Something also of note is that when you add the LA, the sample rate is halved again, so if you run 3 or four analogue channels and any number of LA channels. the maximum sample rate drops to 156.25MSa/s. Whether the trigger is on an analogue or digital channel didn't affect the maximum sample rate.
That's a bummer -- both, the sample rate restriction.....
I agree. Honestly, the scope is great value but after reading first user reports here I pass and go for a different option.
It cannot be a "great value" when you pass, though..
The prospective buyers (like you and me) should really wait a little bit till the first surge of "happiness" after the purchase of a new cute lovely gadget with VESA mount cools down (a buyer's psychology phenomenon) and people start to evaluate the stuff much more critically. I've seen only 1 statement in this forum the buyer indicated he will return the scope..
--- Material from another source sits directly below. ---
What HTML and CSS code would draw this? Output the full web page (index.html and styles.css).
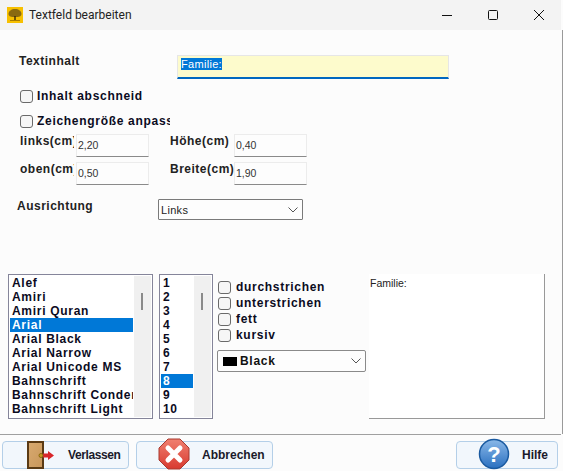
FILE: index.html
```
<!DOCTYPE html>
<html>
  <head>
    <meta charset="utf-8">
    <title>Textfeld bearbeiten</title>
    <link rel="stylesheet" href="styles.css">
  </head>
  <body>
    <div class="window">
      <div class="titlebar">
        <svg class="app-icon" width="16" height="16" viewBox="0 0 16 16">
          <rect width="16" height="16" fill="#f7c000"/>
          <path d="M1.500 7c0-3 3-5 6.500-5s6.500 2 6.500 5c0 2-2 3-4 3h-5c-2 0-4-1-4-3z" fill="#8a6a10"/>
          <path d="M7.300 9h1.400v4H7.300z" fill="#3a2c08"/>
          <path d="M3 13h10v1H3z" fill="#a87c00"/>
        </svg>
        <span class="title">Textfeld bearbeiten</span>
        <div class="win-buttons">
          <svg width="12" height="12" viewBox="0 0 12 12"><path d="M1 6.500h10" stroke="#111" fill="none"/></svg>
          <svg width="12" height="12" viewBox="0 0 12 12"><rect x="1.500" y="1.500" width="9" height="9" rx="1" stroke="#111" fill="none"/></svg>
          <svg width="12" height="12" viewBox="0 0 12 12"><path d="M1 1l10 10M11 1L1 11" stroke="#111" fill="none"/></svg>
        </div>
      </div>

      <div class="content">
        <div class="row-text">
          <span class="label label-text">Textinhalt</span>
          <div class="text-input"><span class="selected-text">Familie:</span></div>
        </div>

        <label class="check check-clip1"><span class="box"></span><span class="clip">Inhalt abschneiden</span></label>
        <label class="check check-clip2"><span class="box"></span><span class="clip">Zeichengröße anpassen</span></label>

        <div class="size-grid">
          <span class="label clip label-left">links(cm)</span>
          <div class="num-input">2,20</div>
          <span class="label clip label-right">Höhe(cm)</span>
          <div class="num-input">0,40</div>
          <span class="label clip label-left">oben(cm)</span>
          <div class="num-input">0,50</div>
          <span class="label clip label-right">Breite(cm)</span>
          <div class="num-input">1,90</div>
        </div>

        <div class="row-align">
          <span class="label align-label">Ausrichtung</span>
          <div class="select align-select">
            <span class="select-value">Links</span>
            <svg width="10" height="6" viewBox="0 0 10 6"><path d="M.5.5L5 5 9.500.5" stroke="#555" fill="none"/></svg>
          </div>
        </div>

        <div class="row-font">
          <div class="listbox font-list">
            <ul>
              <li>Alef</li>
              <li>Amiri</li>
              <li>Amiri Quran</li>
              <li class="active">Arial</li>
              <li>Arial Black</li>
              <li>Arial Narrow</li>
              <li>Arial Unicode MS</li>
              <li>Bahnschrift</li>
              <li>Bahnschrift Condensed</li>
              <li>Bahnschrift Light</li>
            </ul>
            <div class="scroll"><div class="thumb"></div></div>
          </div>
          <div class="listbox size-list">
            <ul>
              <li>1</li>
              <li>2</li>
              <li>3</li>
              <li>4</li>
              <li>5</li>
              <li>6</li>
              <li>7</li>
              <li class="active">8</li>
              <li>9</li>
              <li>10</li>
            </ul>
            <div class="scroll"><div class="thumb"></div></div>
          </div>
          <div class="style-col">
            <label class="check-small"><span class="box"></span>durchstrichen</label>
            <label class="check-small"><span class="box"></span>unterstrichen</label>
            <label class="check-small"><span class="box"></span>fett</label>
            <label class="check-small"><span class="box"></span>kursiv</label>
            <div class="select color-select">
              <span class="swatch"></span>
              <span class="select-value">Black</span>
              <svg width="10" height="6" viewBox="0 0 10 6"><path d="M.5.5L5 5 9.500.5" stroke="#555" fill="none"/></svg>
            </div>
          </div>
          <div class="preview">Familie:</div>
        </div>
      </div>

      <div class="footer">
        <button class="btn btn-leave">
          <svg class="btn-icon" width="28" height="32" viewBox="0 0 28 32">
            <defs>
              <linearGradient id="door" x1="0" x2="1" y1="0" y2="1">
                <stop offset="0" stop-color="#d8aa70"/>
                <stop offset="1" stop-color="#c8965a"/>
              </linearGradient>
            </defs>
            <rect x="1" y="4" width="15" height="26" fill="url(#door)" stroke="#5a3a14" stroke-width="2"/>
            <path d="M16 15.500h5V13l6 4.500-6 4.500v-2.500h-5z" fill="#d8262a"/>
            <circle cx="14" cy="17.500" r="2" fill="#c89a20" stroke="#8a6a10"/>
          </svg>
          <span>Verlassen</span>
        </button>
        <button class="btn btn-cancel">
          <svg class="btn-icon" width="32" height="32" viewBox="0 0 32 32">
            <defs>
              <linearGradient id="stop" x1="0" x2="0" y1="0" y2="1">
                <stop offset="0" stop-color="#f08070"/>
                <stop offset="1" stop-color="#d83a30"/>
              </linearGradient>
            </defs>
            <path d="M10 1h12l9 9v12l-9 9H10l-9-9V10z" fill="url(#stop)" stroke="#a83a30"/>
            <path d="M10 10l12 12M22 10L10 22" stroke="#fff" stroke-width="5" stroke-linecap="round"/>
          </svg>
          <span>Abbrechen</span>
        </button>
        <button class="btn btn-help">
          <svg class="btn-icon" width="32" height="32" viewBox="0 0 32 32">
            <defs>
              <linearGradient id="help" x1="0" x2="0" y1="0" y2="1">
                <stop offset="0" stop-color="#8ab8e8"/>
                <stop offset="1" stop-color="#2a70c0"/>
              </linearGradient>
            </defs>
            <circle cx="16" cy="16" r="14.500" fill="url(#help)" stroke="#1a5aa0" stroke-width="1.500"/>
            <text x="16" y="24" text-anchor="middle" class="help-mark">?</text>
          </svg>
          <span>Hilfe</span>
        </button>
      </div>
    </div>
  </body>
</html>
```

FILE: styles.css
```
html, body {
  margin: 0;
  height: 100%;
  overflow: hidden;
  background: #fff;
}

body {
  font-family: "Liberation Sans", Arial, sans-serif;
  color: #111;
}

.window {
  width: 563px;
  height: 471px;
  display: flex;
  flex-direction: column;
  background: #fcfcfc;
}

/* title bar */
.titlebar {
  height: 30px;
  flex: none;
  display: flex;
  align-items: center;
  margin-right: 2px;
  padding-left: 7px;
  background: #f3f3f3;
}

.title {
  margin-left: 6px;
  font-family: Roboto, sans-serif;
  font-size: 12px;
  color: #222;
}

.win-buttons {
  margin-left: auto;
  display: flex;
  gap: 34px;
  padding-right: 16px;
}

/* form */
.content {
  flex: 1;
  padding-top: 25px;
  border-right: 1px solid #9a9a9a;
}

.label {
  font-size: 12px;
  font-weight: bold;
  letter-spacing: 0.5px;
  color: #222;
}

.clip {
  overflow: hidden;
  white-space: nowrap;
}

.row-text {
  display: flex;
  height: 23px;
}

.label-text {
  width: 158px;
  padding-left: 19px;
  line-height: 12px;
}

.text-input {
  width: 267px;
  height: 19px;
  padding: 2px 0 0 3px;
  background: #fdfbcc;
  border: 1px solid #e6e6e6;
  border-bottom: 2px solid #0067c0;
  font-size: 11px;
  line-height: 13px;
  letter-spacing: 0.3px;
}

.selected-text {
  background: #0078d7;
  color: #fff;
}

.check {
  display: flex;
  align-items: center;
  padding-left: 20px;
  height: 14px;
  font-size: 12px;
  font-weight: bold;
  letter-spacing: 0.7px;
  color: #0b0b1e;
}

.check-clip1 {
  margin-top: 11px;
  width: 122px;
}

.check-clip2 {
  margin-top: 11px;
  width: 150px;
}

.box {
  flex: none;
  width: 11px;
  height: 11px;
  margin-right: 4px;
  background: #f6f6f6;
  border: 1px solid #6a6a6a;
  border-radius: 3px;
}

.size-grid {
  display: grid;
  grid-template-columns: 56px 73px 85px 73px;
  grid-template-rows: 22px 22px;
  row-gap: 6px;
  width: 287px;
  margin: 6px 0 0 20px;
}

.size-grid .label {
  line-height: 14px;
}

.label-left {
  margin-right: 2px;
}

.label-right {
  padding-left: 21px;
}

.num-input {
  box-sizing: border-box;
  height: 23px;
  padding: 4px 0 0 1px;
  background: #fdfdfd;
  border: 1px solid #ececec;
  border-bottom: 1px solid #8a8a8a;
  font-size: 10.5px;
  line-height: 13px;
  color: #333;
}

.row-align {
  display: flex;
  height: 21px;
  margin-top: 15px;
}

.align-label {
  width: 141px;
  padding-left: 17px;
  line-height: 14px;
}

.select {
  box-sizing: border-box;
  display: flex;
  align-items: center;
  background: #fdfdfd;
  border: 1px solid #7a7a7a;
}

.select svg {
  margin-left: auto;
  margin-right: 4px;
}

.align-select {
  width: 145px;
  height: 21px;
  padding-left: 2px;
  border-radius: 1px;
  font-size: 11px;
  letter-spacing: 0.3px;
  color: #222;
}

/* font row */
.row-font {
  display: flex;
  height: 145px;
  margin: 54px 0 0 8px;
}

.listbox {
  box-sizing: border-box;
  display: flex;
  height: 145px;
  padding: 1px;
  background: #fff;
  border: 1px solid #85859a;
}

.listbox ul {
  flex: 1;
  min-width: 0;
  margin: 0;
  padding: 0;
  list-style: none;
}

.listbox li {
  height: 14px;
  padding-left: 2px;
  font-size: 12px;
  font-weight: bold;
  line-height: 14px;
  letter-spacing: 0.7px;
  white-space: nowrap;
  overflow: hidden;
  color: #0b0b1e;
}

.listbox li.active {
  background: #0078d7;
  color: #fff;
}

.scroll {
  flex: none;
  width: 17px;
  margin-left: 1px;
  background: #f0f0f0;
}

.thumb {
  width: 2px;
  height: 17px;
  margin: 17px 0 0 7px;
  background: #8a8a8a;
}

.font-list {
  width: 145px;
}

.size-list {
  width: 54px;
  margin-left: 6px;
}

.style-col {
  width: 149px;
  margin-left: 4px;
  padding-top: 5px;
}

.check-small {
  display: flex;
  align-items: center;
  height: 16px;
  padding-left: 1px;
  font-size: 12px;
  font-weight: bold;
  letter-spacing: 0.7px;
  color: #0b0b1e;
}

.check-small .box {
  margin-right: 5px;
}

.color-select {
  width: 149px;
  height: 22px;
  margin-top: 7px;
  padding-left: 5px;
  border-radius: 2px;
  border-color: #8a8a8a;
  font-size: 12px;
  font-weight: bold;
  letter-spacing: 0.7px;
}

.swatch {
  width: 14px;
  height: 9px;
  margin-right: 3px;
  background: #000;
}

.preview {
  box-sizing: border-box;
  width: 176px;
  height: 145px;
  margin-left: 3px;
  padding: 3px 0 0 1px;
  background: #fff;
  border-right: 1px solid #999;
  border-bottom: 1px solid #999;
  font-size: 10.5px;
  line-height: 12px;
  color: #222;
}

/* bottom buttons */
.footer {
  flex: none;
  height: 28px;
  display: flex;
  margin-right: 2px;
  padding: 6px 3px 2px 2px;
  border-top: 1px solid #a0a0a0;
}

.btn {
  position: relative;
  height: 28px;
  padding: 0;
  background: #f2f7fc;
  border: 1px solid #b4cfe8;
  border-radius: 4px;
  font-family: "Liberation Sans", Arial, sans-serif;
  font-size: 12px;
  font-weight: bold;
  color: #1a1a2a;
}

.btn span {
  position: absolute;
  top: 6px;
  left: 65px;
}

.btn-icon {
  position: absolute;
  top: -4px;
  left: 21px;
}

.btn-leave {
  width: 127px;
  letter-spacing: -0.4px;
}

.btn-leave .btn-icon {
  left: 24px;
}

.btn-cancel {
  width: 137px;
  margin-left: 7px;
}

.btn-help {
  width: 102px;
  margin-left: auto;
}

.help-mark {
  font-family: "Liberation Sans", Arial, sans-serif;
  font-size: 22px;
  font-weight: bold;
  fill: #fff;
}
```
As I wrote before, this scope would be "a great value" when produced in 802/812/822 configuration only, at say $199/$249/$299, targeting explicitly the entry level segment (thus setting the expectation properly), moreover shipped without those most visible bugs (and I would perhaps tolerate the bugs knowing they will fix them soon). With adding another 2 channels and the LA and the AWG they simply overloaded the low cost tiny hw infrastructure of this scope, imho.
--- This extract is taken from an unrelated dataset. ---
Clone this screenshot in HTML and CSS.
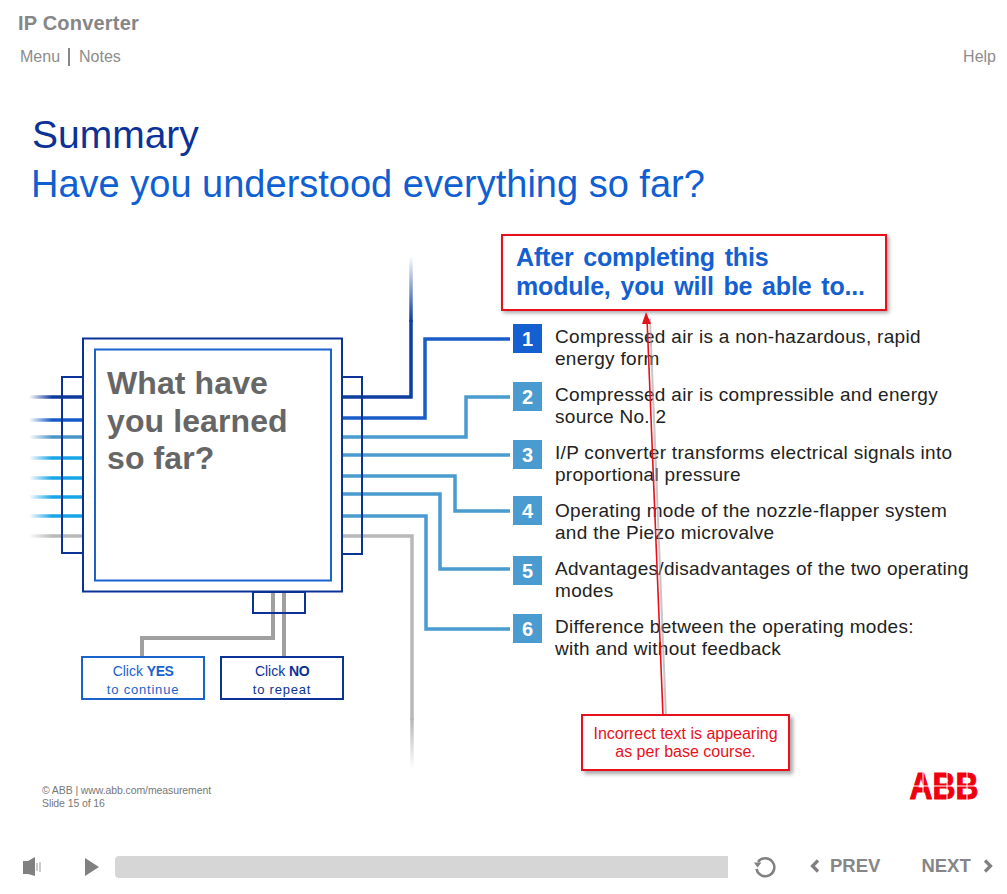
FILE: index.html
```html
<!DOCTYPE html>
<html lang="en">
<head>
  <meta charset="UTF-8">
  <meta name="viewport" content="width=device-width, initial-scale=1">
  <title>IP Converter - Summary</title>
  <link rel="stylesheet" href="styles.css">
</head>
<body>
<div class="page">

  <header class="top">
    <h1 class="course">IP Converter</h1>
    <nav class="links">
      <a class="link link-first">Menu</a>
      <a class="link">Notes</a>
      <a class="link link-help">Help</a>
    </nav>
  </header>

  <section class="heading">
    <h2 class="heading-main">Summary</h2>
    <h3 class="heading-sub">Have you understood everything so far?</h3>
  </section>

  <main class="slide">
    <div class="diagram">
      <svg class="chip" width="513" height="535" viewBox="0 234 513 535" fill="none">
        <defs>
          <linearGradient id="fadeUp" gradientUnits="userSpaceOnUse" x1="0" y1="256" x2="0" y2="320">
            <stop offset="0" stop-color="#0c3f9e" stop-opacity="0"/>
            <stop offset="1" stop-color="#0c3f9e"/>
          </linearGradient>
          <linearGradient id="fadeDown" gradientUnits="userSpaceOnUse" x1="0" y1="720" x2="0" y2="769">
            <stop offset="0" stop-color="#b8b8b8"/>
            <stop offset="1" stop-color="#b8b8b8" stop-opacity="0"/>
          </linearGradient>
          <linearGradient id="pinDark" gradientUnits="userSpaceOnUse" x1="29" y1="0" x2="62" y2="0">
            <stop offset="0" stop-color="#0c3a9c" stop-opacity="0"/>
            <stop offset="0.7" stop-color="#0c3a9c"/>
          </linearGradient>
          <linearGradient id="pinBlue" gradientUnits="userSpaceOnUse" x1="29" y1="0" x2="62" y2="0">
            <stop offset="0" stop-color="#1359c8" stop-opacity="0"/>
            <stop offset="0.7" stop-color="#1359c8"/>
          </linearGradient>
          <linearGradient id="pinSteel" gradientUnits="userSpaceOnUse" x1="29" y1="0" x2="62" y2="0">
            <stop offset="0" stop-color="#4a96c8" stop-opacity="0"/>
            <stop offset="0.7" stop-color="#4a96c8"/>
          </linearGradient>
          <linearGradient id="pinCyan" gradientUnits="userSpaceOnUse" x1="29" y1="0" x2="62" y2="0">
            <stop offset="0" stop-color="#16a5e6" stop-opacity="0"/>
            <stop offset="0.7" stop-color="#16a5e6"/>
          </linearGradient>
          <linearGradient id="pinGrey" gradientUnits="userSpaceOnUse" x1="29" y1="0" x2="62" y2="0">
            <stop offset="0" stop-color="#b8b8b8" stop-opacity="0"/>
            <stop offset="0.7" stop-color="#b8b8b8"/>
          </linearGradient>
        </defs>

        <!-- left pins -->
        <g stroke-width="3.5">
          <path d="M29 397H83" stroke="url(#pinDark)"/>
          <path d="M29 420H83" stroke="url(#pinBlue)"/>
          <path d="M29 437H83" stroke="url(#pinSteel)"/>
          <path d="M29 458H83" stroke="url(#pinCyan)"/>
          <path d="M29 478H83" stroke="url(#pinCyan)"/>
          <path d="M29 497H83" stroke="url(#pinCyan)"/>
          <path d="M29 516H83" stroke="url(#pinCyan)"/>
          <path d="M29 536H83" stroke="url(#pinGrey)"/>
        </g>

        <!-- right wires -->
        <g stroke-width="3.5">
          <path d="M342 536H412V720" stroke="#b8b8b8"/>
          <path d="M412 718V769" stroke="url(#fadeDown)"/>
          <path d="M342 516H426V629H510" stroke="#4a9bd0"/>
          <path d="M342 494H440V569H510" stroke="#4a9bd0"/>
          <path d="M342 476H455V511H510" stroke="#4a9bd0"/>
          <path d="M342 455H510" stroke="#4a9bd0"/>
          <path d="M342 437H466V397H510" stroke="#4a9bd0"/>
          <path d="M342 418H425V339H510" stroke="#1a5cc8"/>
          <path d="M342 397H411V320" stroke="#0c3f9e"/>
          <path d="M411 322V256" stroke="url(#fadeUp)"/>
        </g>

        <!-- bottom wires -->
        <g stroke="#a0a0a0" stroke-width="4">
          <path d="M273 592V638H142V656"/>
          <path d="M284 592V656"/>
        </g>

        <!-- package -->
        <g stroke="#0c3296" stroke-width="2">
          <rect x="62" y="377" width="21" height="176"/>
          <rect x="342" y="377" width="20" height="177"/>
          <rect x="253" y="592" width="52" height="21"/>
          <rect x="83" y="338.500" width="259" height="253"/>
        </g>
        <rect x="95" y="349.500" width="236" height="231" stroke="#1a63cc" stroke-width="2"/>
      </svg>

      <p class="chip-text">What have<br>you learned<br>so far?</p>

      <a class="choice choice-yes">Click <b>YES</b><br><span class="choice-sub">to continue</span></a>
      <a class="choice choice-no">Click <b>NO</b><br><span class="choice-sub">to repeat</span></a>
    </div>

    <div class="goals">
      <div class="goals-title">After completing this<br>module, you will be able to...</div>
      <ol class="goal-list">
        <li class="goal"><span class="num num-on">1</span><span class="goal-text">Compressed air is a non-hazardous, rapid<br>energy form</span></li>
        <li class="goal"><span class="num">2</span><span class="goal-text">Compressed air is compressible and energy<br>source No. 2</span></li>
        <li class="goal"><span class="num">3</span><span class="goal-text">I/P converter transforms electrical signals into<br>proportional pressure</span></li>
        <li class="goal"><span class="num num-up">4</span><span class="goal-text">Operating mode of the nozzle-flapper system<br>and the Piezo microvalve</span></li>
        <li class="goal"><span class="num">5</span><span class="goal-text">Advantages/disadvantages of the two operating<br>modes</span></li>
        <li class="goal"><span class="num">6</span><span class="goal-text">Difference between the operating modes:<br>with and without feedback</span></li>
      </ol>
    </div>
  </main>

  <footer class="foot">
    <div class="foot-text">© ABB | www.abb.com/measurement<br>Slide 15 of 16</div>
    <svg class="abb" width="72" height="30" viewBox="0 0 72 30">
      <text x="36" y="28" text-anchor="middle" textLength="69" lengthAdjust="spacingAndGlyphs" class="abb-text">ABB</text>
      <path d="M0 15H72M15 0V30M39 0V30M59 0V30" stroke="#fff" stroke-width="1"/>
    </svg>
  </footer>

  <div class="player">
    <svg class="mute" width="18" height="20" viewBox="0 0 18 20">
      <path d="M0 4H5L12 0V19L5 17H0Z" fill="#808080"/>
      <path d="M14 6V14M17 5V15" stroke="#999" stroke-width="1"/>
    </svg>
    <svg class="play" width="14" height="18" viewBox="0 0 14 18"><path d="M0 0L14 9L0 18Z" fill="#808080"/></svg>
    <div class="progress"></div>
    <svg class="replay" width="24" height="23" viewBox="0 0 24 23" fill="none">
      <path d="M5 6A9 9 0 1 1 3.500 13" stroke="#808080" stroke-width="2.500"/>
      <path d="M1 6.500H8.500L4.500 11.500Z" fill="#808080"/>
    </svg>
    <a class="step step-prev">
      <svg width="10" height="14" viewBox="0 0 10 14" fill="none"><path d="M8 1.500L2.500 7L8 12.500" stroke="#808080" stroke-width="3.200"/></svg>
      PREV
    </a>
    <a class="step step-next">
      NEXT
      <svg width="10" height="14" viewBox="0 0 10 14" fill="none"><path d="M2 1.500L7.500 7L2 12.500" stroke="#808080" stroke-width="3.200"/></svg>
    </a>
  </div>

  <!-- review comment on top of the slide -->
  <svg class="arrow" width="40" height="410" viewBox="630 310 40 410" fill="none">
    <path d="M648 318L664 716" stroke="#999" stroke-opacity="0.55" stroke-width="2" transform="translate(2 1)"/>
    <path d="M647 318L663 716" stroke="#e8101c" stroke-width="1.600"/>
    <path d="M646 312L651 324L642 324Z" fill="#e8101c"/>
  </svg>
  <div class="comment">Incorrect text is appearing<br>as per base course.</div>

</div>
</body>
</html>
```

FILE: styles.css
```css
body {
  margin: 0;
  font-family: 'Liberation Sans', Arial, sans-serif;
  background: #fff;
  color: #222;
}
.page {
  position: relative;
  width: 1007px;
  height: 894px;
  overflow: hidden;
}
.top {
  height: 110px;
  box-sizing: border-box;
  padding: 12px 11px 0 18px;
}
.course {
  margin: 0;
  font-size: 20px;
  line-height: 23px;
  font-weight: bold;
  color: #868686;
  letter-spacing: 0.2px;
}
.links {
  display: flex;
  margin: 13px 0 0 2px;
  font-size: 16px;
  line-height: 18px;
  color: #8c8c8c;
}
.link-first {
  padding-right: 8px;
  margin-right: 9px;
  border-right: 2px solid #888;
}
.link-help {
  margin-left: auto;
}
.heading {
  height: 124px;
  padding-left: 32px;
}
.heading-main,
.heading-sub {
  margin: 0;
  font-weight: normal;
  line-height: 49px;
}
.heading-main {
  font-size: 39px;
  color: #0c3296;
}
.heading-sub {
  position: relative;
  top: 1px;
  left: -1px;
  font-size: 38px;
  color: #0f5fd2;
}
.slide {
  display: flex;
  height: 535px;
}
.diagram {
  position: relative;
  width: 513px;
  flex: none;
}
.chip {
  display: block;
}
.chip-text {
  position: absolute;
  left: 107px;
  top: 131px;
  margin: 0;
  font-size: 32px;
  line-height: 37.500px;
  font-weight: bold;
  color: #666;
  letter-spacing: 0.1px;
}
.choice {
  position: absolute;
  top: 422px;
  width: 120px;
  height: 36px;
  border: 2px solid;
  background: #fff;
  text-align: center;
  font-size: 14px;
  line-height: 18px;
  padding-top: 4px;
}
.choice b {
  letter-spacing: -0.5px;
}
.choice-sub {
  font-size: 13px;
  letter-spacing: 0.8px;
}
.choice-yes {
  left: 81px;
  border-color: #1a63cc;
  color: #1a63cc;
}
.choice-no {
  left: 220px;
  border-color: #0c3296;
  color: #0c3296;
}
.goals {
  flex: 1;
}
.goals-title {
  width: 369px;
  height: 66px;
  margin-left: -12px;
  border: 2px solid #e8101c;
  box-shadow: 2px 2px 4px rgba(0, 0, 0, 0.35);
  padding: 7px 0 0 13px;
  font-size: 25px;
  line-height: 29px;
  font-weight: bold;
  color: #1560d0;
  letter-spacing: -0.17px;
  word-spacing: 3px;
  white-space: nowrap;
}
.goal-list {
  list-style: none;
  margin: 13px 0 0;
  padding: 0;
}
.goal {
  display: flex;
  gap: 13px;
  height: 58px;
  font-size: 19px;
  line-height: 22px;
  color: #222;
  letter-spacing: 0.3px;
  white-space: nowrap;
}
.goal-text {
  padding-top: 2px;
}
.num {
  flex: none;
  width: 29px;
  height: 29px;
  background: #4a9bd0;
  color: #fff;
  font-size: 20px;
  font-weight: bold;
  line-height: 30px;
  letter-spacing: 0;
  text-align: center;
}
.num-on {
  background: #1560d0;
}
.num-up {
  margin-top: -2px;
}
.foot {
  display: flex;
  justify-content: space-between;
  padding: 2px 27px 0 42px;
  height: 83px;
  box-sizing: border-box;
}
.foot-text {
  padding-top: 13px;
  font-size: 10.500px;
  line-height: 13px;
  color: #777;
  letter-spacing: -0.1px;
}
.abb {
  overflow: visible;
}
.abb-text {
  font-family: 'Liberation Sans', Arial, sans-serif;
  font-size: 36px;
  font-weight: bold;
  fill: #f0000f;
  stroke: #f0000f;
  stroke-width: 1px;
}
.player {
  display: flex;
  align-items: center;
  height: 22px;
  margin-top: 4px;
  padding-left: 23px;
  color: #868686;
}
.mute {
  flex: none;
}
.play {
  flex: none;
  margin-left: 44px;
}
.progress {
  flex: none;
  width: 613px;
  height: 22px;
  margin-left: 16px;
  background: #d6d6d6;
  border-radius: 4px 0 0 4px;
}
.replay {
  flex: none;
  margin-left: 25px;
}
.step {
  display: flex;
  align-items: center;
  gap: 10px;
  font-size: 18.500px;
  font-weight: bold;
  padding-bottom: 2px;
}
.step-prev {
  margin-left: 33px;
}
.step-next {
  margin-left: 41px;
  gap: 12px;
}
.arrow {
  position: absolute;
  left: 630px;
  top: 310px;
}
.comment {
  position: absolute;
  left: 581px;
  top: 714px;
  width: 205px;
  height: 53px;
  border: 2px solid #e8101c;
  background: #fff;
  box-shadow: 3px 3px 4px rgba(0, 0, 0, 0.35);
  font-size: 16px;
  line-height: 18px;
  color: #e8101c;
  text-align: center;
  display: flex;
  align-items: center;
  justify-content: center;
}
```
Even though it is a good value for the beginner, the people migrating from say their basic 2ch CRT scope to something more digital, and people requiring a 2nd, portable scope for occasional work battery powered, but - all the users here reviewing the scope are the advanced users - and it could easily be after a month or two many of them would consider this specific series a flop..
It can still be great value, at least for the 804 and 814. It works reasonably well AFAIK, and for les than 500€ after VAT you get a 4 channel scope, 12 bit resolution, and HDMI out.
I'm not sure about the 900 series though. The FRA (main use for the AWG) and the LA seem to have quite a few problems that prevent them from being truly useful.
Still, if the trigger, cursors, statistics, math, and FFT work alright, along with the 12 bits, the 800 series is a killer scope for the money, and great value for a beginner. Also, I think that with a new Rigol scope, the "flop" timeframe is longer than one or two months.
The 2 channel ones look pretty good for a second 12-bit basic scope too.